Dialogue? Minimal. Personality? Questionable. One player said, “My gang member died but still shows equipped weapons.” That’s not loyalty — that’s necromancy.
If you’re expecting memorable psychos and femme fatales, you’ll get cardboard cut-outs with better gun discipline than emotional range.
Police & Law Response
You can bribe the cops. Brilliant. Except their AI seems written by someone who’s never actually met one. Sometimes they ignore you entirely; sometimes they show up mid-lap-dance like divine punishment.
The corruption system exists, but mostly as a menu button labeled “Would you like to not be arrested today?” It’s about as dynamic as an Excel cell with trust issues.
Style & Atmosphere
Alright, credit where it’s due — this part slaps.

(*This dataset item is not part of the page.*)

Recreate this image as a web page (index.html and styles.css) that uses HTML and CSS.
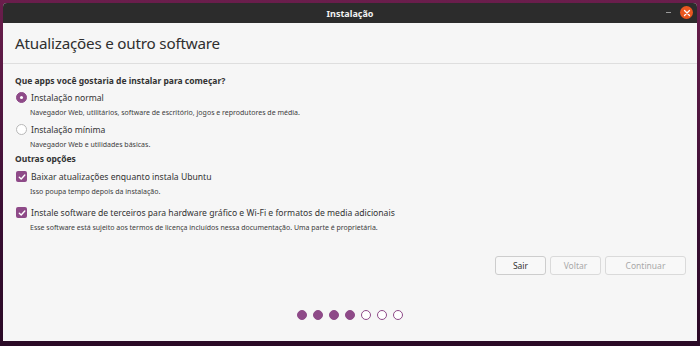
FILE: index.html
```html
<!DOCTYPE html>
<html lang="pt">
<head>
  <meta charset="UTF-8" />
  <title>Instalação</title>
  <link rel="stylesheet" href="styles.css">
</head>
<body>
  <div class="window">
    <div class="titlebar">
      <span class="title">Instalação</span>
      <div class="controls">
        <span class="minimize"></span>
        <span class="close">
          <svg width="8" height="8" viewBox="0 0 8 8"><path d="M1.5 1.5 L6.5 6.5 M6.5 1.5 L1.5 6.5" stroke="#fff" stroke-width="1.3" stroke-linecap="round"/></svg>
        </span>
      </div>
    </div>
    <header class="page-header">
      <h1>Atualizações e outro software</h1>
    </header>
    <main class="content">
      <h2>Que apps você gostaria de instalar para começar?</h2>
      <div class="option">
        <span class="radio checked"></span>
        <span class="label">Instalação normal</span>
      </div>
      <p class="desc">Navegador Web, utilitários, software de escritório, jogos e reprodutores de média.</p>
      <div class="option">
        <span class="radio"></span>
        <span class="label">Instalação mínima</span>
      </div>
      <p class="desc">Navegador Web e utilidades básicas.</p>

      <h2 class="other">Outras opções</h2>
      <div class="option first">
        <span class="check">
          <svg width="8" height="8" viewBox="0 0 8 8"><path d="M1.3 4.2 L3.2 6 L6.8 2" stroke="#fff" stroke-width="1.4" fill="none" stroke-linecap="round" stroke-linejoin="round"/></svg>
        </span>
        <span class="label">Baixar atualizações enquanto instala Ubuntu</span>
      </div>
      <p class="desc">Isso poupa tempo depois da instalação.</p>
      <div class="option spaced">
        <span class="check">
          <svg width="8" height="8" viewBox="0 0 8 8"><path d="M1.3 4.2 L3.2 6 L6.8 2" stroke="#fff" stroke-width="1.4" fill="none" stroke-linecap="round" stroke-linejoin="round"/></svg>
        </span>
        <span class="label">Instale software de terceiros para hardware gráfico e Wi-Fi e formatos de media adicionais</span>
      </div>
      <p class="desc">Esse software está sujeito aos termos de licença incluídos nessa documentação. Uma parte é proprietária.</p>

      <div class="buttons">
        <button class="btn quit">Sair</button>
        <button class="btn back" disabled>Voltar</button>
        <button class="btn next" disabled>Continuar</button>
      </div>
    </main>
    <footer class="dots">
      <span class="dot done"></span>
      <span class="dot done"></span>
      <span class="dot done"></span>
      <span class="dot done"></span>
      <span class="dot"></span>
      <span class="dot"></span>
      <span class="dot"></span>
    </footer>
  </div>
</body>
</html>
```

FILE: styles.css
```css
body {
  margin: 0;
  width: 700px;
  height: 346px;
  padding: 3px 3px 0 3px;
  box-sizing: border-box;
  background: linear-gradient(to bottom, #6a1e4c 0%, #3b0f34 60%, #2a0a26 100%);
  font-family: 'Noto Sans', sans-serif;
  overflow: hidden;
}
.window {
  height: 338px;
  background: #f6f6f6;
  display: flex;
  flex-direction: column;
  border-radius: 4px 4px 0 0;
  overflow: hidden;
}
.titlebar {
  height: 20px;
  flex: none;
  background: #2c2c2c;
  display: flex;
  align-items: center;
  justify-content: center;
  position: relative;
}
.title {
  color: #f2f2f2;
  font-size: 9px;
  font-weight: 700;
}
.controls {
  position: absolute;
  right: 4px;
  top: 3px;
  display: flex;
  align-items: center;
  gap: 9px;
}
.minimize {
  width: 5px;
  height: 1px;
  background: #9a9a9a;
}
.close {
  width: 13px;
  height: 13px;
  border-radius: 50%;
  background: #e9571f;
  display: flex;
  align-items: center;
  justify-content: center;
}
.page-header {
  height: 40px;
  flex: none;
  border-bottom: 1px solid #dedede;
  display: flex;
  align-items: center;
  padding-left: 12px;
}
.page-header h1 {
  margin: 0;
  font-size: 15.2px;
  font-weight: 400;
  color: #2f2f2f;
  letter-spacing: -0.2px;
}
.content {
  flex: 1;
  padding: 11px 11px 0 12px;
  color: #333;
}
h2 {
  margin: 0;
  font-size: 8.5px;
  font-weight: 700;
  color: #333;
  height: 13px;
}
h2.other {
  margin-top: 1px;
}
.option {
  display: flex;
  align-items: center;
  height: 17px;
  margin-top: 1px;
}
.option.first {
  margin-top: 2px;
}
.option.spaced {
  margin-top: 5px;
}
.label {
  font-size: 8.6px;
  margin-left: 4px;
  color: #333;
}
.radio {
  width: 9px;
  height: 9px;
  border: 1px solid #b8b8b8;
  border-radius: 50%;
  background: #fff;
  margin-left: 1px;
  box-sizing: content-box;
}
.radio.checked {
  background: #8e4a88;
  border-color: #8e4a88;
  position: relative;
}
.radio.checked::after {
  content: '';
  position: absolute;
  left: 3px;
  top: 3px;
  width: 3px;
  height: 3px;
  border-radius: 50%;
  background: #fff;
}
.check {
  width: 11px;
  height: 11px;
  border-radius: 2px;
  background: #8e4a88;
  margin-left: 1px;
  display: flex;
  align-items: center;
  justify-content: center;
}
.desc {
  margin: 0;
  font-size: 7px;
  color: #3c3c3c;
  padding-left: 15px;
  height: 14px;
  line-height: 14px;
}
.buttons {
  display: flex;
  justify-content: flex-end;
  gap: 4px;
  margin-top: 21px;
}
.btn {
  height: 19px;
  font-family: 'Noto Sans', sans-serif;
  font-size: 8.5px;
  background: #f8f8f8;
  border: 1px solid #cdcdcd;
  border-radius: 3px;
  color: #333;
  padding: 0;
}
.quit {
  width: 51px;
}
.back {
  width: 51px;
  color: #a8a8a8;
  border-color: #dadada;
}
.next {
  width: 81px;
  color: #a8a8a8;
  border-color: #dadada;
}
.dots {
  height: 54px;
  flex: none;
  display: flex;
  justify-content: center;
  align-items: flex-start;
  gap: 6px;
  padding-top: 23px;
  box-sizing: border-box;
}
.dot {
  width: 8px;
  height: 8px;
  border-radius: 50%;
  border: 1px solid #8e4a88;
  background: #fff;
}
.dot.done {
  background: #8e4a88;
}
```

The soundtrack’s got 16 custom tracks that actually make you feel like a crime lord with rhythm. The neon lighting? Gorgeous. The suits? Sharp enough to cut glass.
If only the gameplay had half the charisma of the visuals. It’s like putting a Ferrari engine inside a shopping trolley — stylish, but fundamentally tragic.
Replayability
After 10 hours, you’ve seen most of it: same club, same crimes, same bugs. It’s like living Groundhog Day but with more dead bouncers.
Until updates arrive, replay value is minimal — unless you find joy in restarting after each patch to see which glitch became sentient this time.
Multiplayer
Not yet available. Probably for the best. If two players tried running the same club, the universe might implode under the weight of desynchronized chaos.
FAQ
Q: Is The Boss Gangsters: Nightlife worth it in 2025? Only if you enjoy felonies, flashing lights, and the sound of your GPU begging for mercy.
Q: How much of the game is finished? Roughly 30–40%. The rest is still locked in a trunk somewhere behind the club.
Q: Can I run a nightclub and a drug empire? Yes — as long as you don’t mind your bartender spontaneously moonwalking through the walls.
Q: How’s the police AI? Imagine toddlers with tasers.
Q: Should I buy it now or wait? If you like chaos and comedy, buy it. If you like stability, wait until the champagne stops exploding in your face.